Recently, I wanted to use some frequent flier miles for a trip on a U.S.-based airline’s international partner. When I called, the representative told me that to use my miles on the partner airline, he would need to enter my requested flights into the reservations system. Then he would need to send a message to the partner airline requesting confirmation that the seats were available using miles. The agent asked me to call back in 24 hours to learn whether the booking would be confirmed. In 24 hours, I called back and learned that there were no seats available. I then selected other dates, repeated the process and got the same result.
After four tries, I decided to call the partner airline directly to find out available dates. The agent informed me that the dates I wanted had wide open availability for miles-based tickets. So, I tried calling the U.S.-based airline again to request those dates. Again, the result was “unconfirmed.” There was clearly a partner collaboration problem, and systems seemed like the likely culprit.
I called senior leaders of the airline. When the partnership manager investigated, he determined there was indeed a systems-not-talking issue. Nobody using miles could book any flights on the partner airline. My call was the first indication to the airline that there was a collaboration issue involving systems. I didn’t send a bill, but I did get the seats.
For that same trip, I submitted hold requests via the Web or automated phone systems for three daily newspapers and the U.S. mail delivered to my home. I entered a hold date one day before my travel date, so that I could make sure the papers and the mail would stop. Of those four requests, only The Wall Street Journal stopped delivery as requested. The other two newspapers plus the U.S. mail came despite my request.
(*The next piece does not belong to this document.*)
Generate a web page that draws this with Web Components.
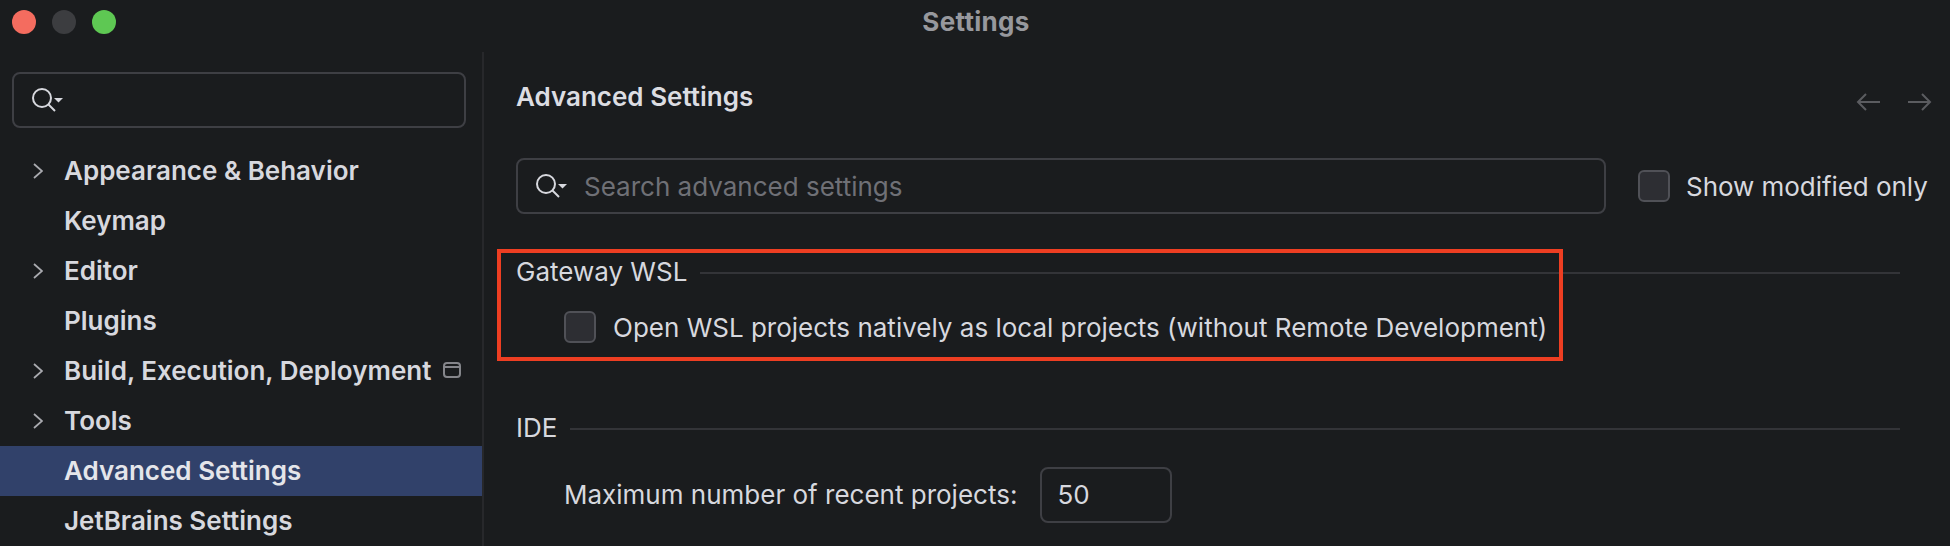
<!DOCTYPE html>
<html>
<head>
<meta charset="utf-8">
<title>Settings</title>
<style>
  html, body { margin: 0; height: 100%; background: #1a1c1e; overflow: hidden; }
  body { font-family: Inter, "Liberation Sans", sans-serif; color: #d7d8de; }
</style>
</head>
<body>

<settings-window>
  <nav-item slot="nav" arrow>Appearance &amp; Behavior</nav-item>
  <nav-item slot="nav">Keymap</nav-item>
  <nav-item slot="nav" arrow>Editor</nav-item>
  <nav-item slot="nav">Plugins</nav-item>
  <nav-item slot="nav" arrow badge>Build, Execution, Deployment</nav-item>
  <nav-item slot="nav" arrow>Tools</nav-item>
  <nav-item slot="nav" selected>Advanced Settings</nav-item>
  <nav-item slot="nav">JetBrains Settings</nav-item>

  <settings-group title="Gateway WSL" highlight>
    <check-box>Open WSL projects natively as local projects (without Remote Development)</check-box>
  </settings-group>
  <settings-group title="IDE">
    <number-row label="Maximum number of recent projects:" value="50"></number-row>
  </settings-group>
</settings-window>

<script>
// magnifier with the small dropdown caret, same in both search boxes
const searchIcon = `
  <svg width="32" height="28" viewBox="0 0 32 28" fill="none">
    <circle cx="10" cy="12" r="9" stroke="#d7d8de" stroke-width="2"/>
    <path d="M16.5 18.5 L23 25" stroke="#d7d8de" stroke-width="2"/>
    <path d="M22 12 h9 l-4.5 4.5 z" fill="#d7d8de"/>
  </svg>`;

class SearchField extends HTMLElement {
  constructor() {
    super();
    this.attachShadow({ mode: "open" });
    const text = this.getAttribute("placeholder") || "";
    this.shadowRoot.innerHTML = `
    <style>
      :host { display: flex; align-items: center; box-sizing: border-box; height: 56px;
              border: 2px solid #3e3f44; border-radius: 8px; padding-left: 18px; }
      svg { display: block; flex: none; }
      span { margin-left: 16px; font-size: 26px; color: #6f7076; }
    </style>
    ${searchIcon}<span>${text}</span>`;
  }
}
customElements.define("search-field", SearchField);

class NavItem extends HTMLElement {
  constructor() {
    super();
    this.attachShadow({ mode: "open" });
    const arrow = this.hasAttribute("arrow")
      ? `<svg class="arrow" width="10" height="16" viewBox="0 0 10 16" fill="none"><path d="M1 1 L9 8 L1 15" stroke="#a9aaaf" stroke-width="1.8"/></svg>`
      : "";
    const badge = this.hasAttribute("badge")
      ? `<svg class="badge" width="18" height="16" viewBox="0 0 18 16" fill="none"><rect x="1" y="1" width="16" height="14" rx="3" stroke="#85868b" stroke-width="2"/><path d="M1 5 H17" stroke="#85868b" stroke-width="2"/></svg>`
      : "";
    this.shadowRoot.innerHTML = `
    <style>
      :host { display: flex; align-items: center; position: relative; box-sizing: border-box; height: 50px;
              padding: 0 0 2px 64px; font-size: 26px; font-weight: 600; color: #d7d8de; }
      :host([selected]) { background: #31416a; color: #e4e5ea; }
      .arrow { position: absolute; left: 33px; top: 17px; }
      .badge { margin-left: 12px; }
    </style>
    ${arrow}<slot></slot>${badge}`;
  }
}
customElements.define("nav-item", NavItem);

class CheckBox extends HTMLElement {
  constructor() {
    super();
    this.attachShadow({ mode: "open" });
    this.shadowRoot.innerHTML = `
    <style>
      :host { display: flex; align-items: center; font-size: 26px; color: #d7d8de; white-space: nowrap; }
      i { flex: none; box-sizing: border-box; width: 32px; height: 32px; margin-right: var(--gap, 17px);
          background: #2d2e33; border: 2px solid #505157; border-radius: 6px; }
    </style>
    <i></i><slot></slot>`;
  }
}
customElements.define("check-box", CheckBox);

class NumberRow extends HTMLElement {
  constructor() {
    super();
    this.attachShadow({ mode: "open" });
    this.shadowRoot.innerHTML = `
    <style>
      :host { display: flex; align-items: center; gap: 23px; font-size: 26px; color: #d7d8de; }
      span { padding-bottom: 2px; }
      .input { box-sizing: border-box; width: 132px; height: 56px; padding: 0 0 2px 15px;
               display: flex; align-items: center;
               border: 2px solid #3e3f44; border-radius: 8px; }
    </style>
    <span>${this.getAttribute("label")}</span>
    <div class="input">${this.getAttribute("value")}</div>`;
  }
}
customElements.define("number-row", NumberRow);

class SettingsGroup extends HTMLElement {
  constructor() {
    super();
    this.attachShadow({ mode: "open" });
    const mark = this.hasAttribute("highlight") ? `<div class="mark"></div>` : "";
    this.shadowRoot.innerHTML = `
    <style>
      :host { display: block; position: relative; }
      .head { display: flex; align-items: center; gap: 13px; height: 36px; font-size: 26px; color: #d7d8de; }
      .head hr { flex: 1; height: 2px; margin: 3px 0 0; border: 0; background: #333438; }
      .body { padding-left: 48px; margin-top: 22px; }
      /* red annotation drawn over the screenshot */
      .mark { position: absolute; left: -19px; top: -4px; width: 1058px; height: 104px;
              border: 4px solid #ee3e22; }
    </style>
    <div class="head"><span>${this.getAttribute("title")}</span><hr></div>
    <div class="body"><slot></slot></div>
    ${mark}`;
  }
}
customElements.define("settings-group", SettingsGroup);

class SettingsWindow extends HTMLElement {
  constructor() {
    super();
    this.attachShadow({ mode: "open" });
    this.shadowRoot.innerHTML = `
    <style>
      :host { display: block; height: 546px; overflow: hidden; background: #1a1c1e; }
      .titlebar { display: flex; align-items: center; justify-content: center; position: relative; height: 42px;
                  padding-left: 2px; font-size: 26px; font-weight: 700; letter-spacing: 0.3px; color: #97989d; }
      .lights { position: absolute; left: 12px; top: 10px; display: flex; gap: 16px; }
      .lights i { width: 24px; height: 24px; border-radius: 50%; }
      .columns { display: flex; height: 504px; }
      .side { width: 482px; flex: none; box-sizing: content-box; border-right: 2px solid #27282b; margin-top: 10px; }
      .side search-field { margin: 20px 16px 18px 12px; }
      .main { flex: 1; padding: 0 18px 0 32px; min-width: 0; }
      h1 { margin: 0; padding-top: 39px; height: 40px; line-height: 32px; font-size: 26px; font-weight: 600; color: #dcdde2; position: relative; }
      .nav-arrows { position: absolute; right: 0; top: 50px; display: flex; gap: 28px; }
      .nav-arrows svg { display: block; }
      .tools { display: flex; align-items: center; margin-top: 37px; }
      .tools search-field { width: 1090px; flex: none; }
      .tools check-box { margin-left: 32px; --gap: 16px; letter-spacing: -0.05px; }
      .groups { margin-top: 39px; margin-right: 32px; display: flex; flex-direction: column; }
      .groups ::slotted(settings-group) { margin-bottom: 66px; }
    </style>
    <div class="titlebar">
      <div class="lights"><i style="background:#f46c5f"></i><i style="background:#3c3d40"></i><i style="background:#5ec853"></i></div>
      Settings
    </div>
    <div class="columns">
      <div class="side">
        <search-field></search-field>
        <slot name="nav"></slot>
      </div>
      <div class="main">
        <h1>Advanced Settings
          <div class="nav-arrows">
            <svg width="24" height="20" viewBox="0 0 24 20" fill="none" stroke="#5b5c60" stroke-width="2"><path d="M24 10 H2 M10 2 L2 10 L10 18"/></svg>
            <svg width="24" height="20" viewBox="0 0 24 20" fill="none" stroke="#5b5c60" stroke-width="2"><path d="M0 10 H22 M14 2 L22 10 L14 18"/></svg>
          </div>
        </h1>
        <div class="tools">
          <search-field placeholder="Search advanced settings"></search-field>
          <check-box>Show modified only</check-box>
        </div>
        <div class="groups"><slot></slot></div>
      </div>
    </div>`;
  }
}
customElements.define("settings-window", SettingsWindow);
</script>
</body>
</html>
This was a security risk in that a pile of newspapers and mail overflowing from the letter slot is an invitation to burglars. In this case, the information I entered into systems was not reaching the newspaper delivery people and the letter carrier. These were internal collaboration issues involving systems, and the lack of collaboration was jeopardizing customer relationships. An easy way to lose a customer is to compromise the customer’s security.
Collaboration involves breaking down barriers and silos. For this to happen, both people and systems must talk. Unnecessary manifestations of hierarchy, fear and formality create barriers that poison collaboration. I made that point on the first episode of CNBC’s “Collaboration Now.” You can view that video clip from the show here. Sometimes, though, we take the systems part for granted. Highly-collaborative organizations get the culture part right, but they also make sure that the organization uses common systems and processes. Proprietary systems and processes accessible to a single function or business unit reinforce information hoarding, which inhibits collaboration.
Within enterprises, common systems and processes are key to collaboration. Among enterprises, systems need to talk for collaboration to succeed.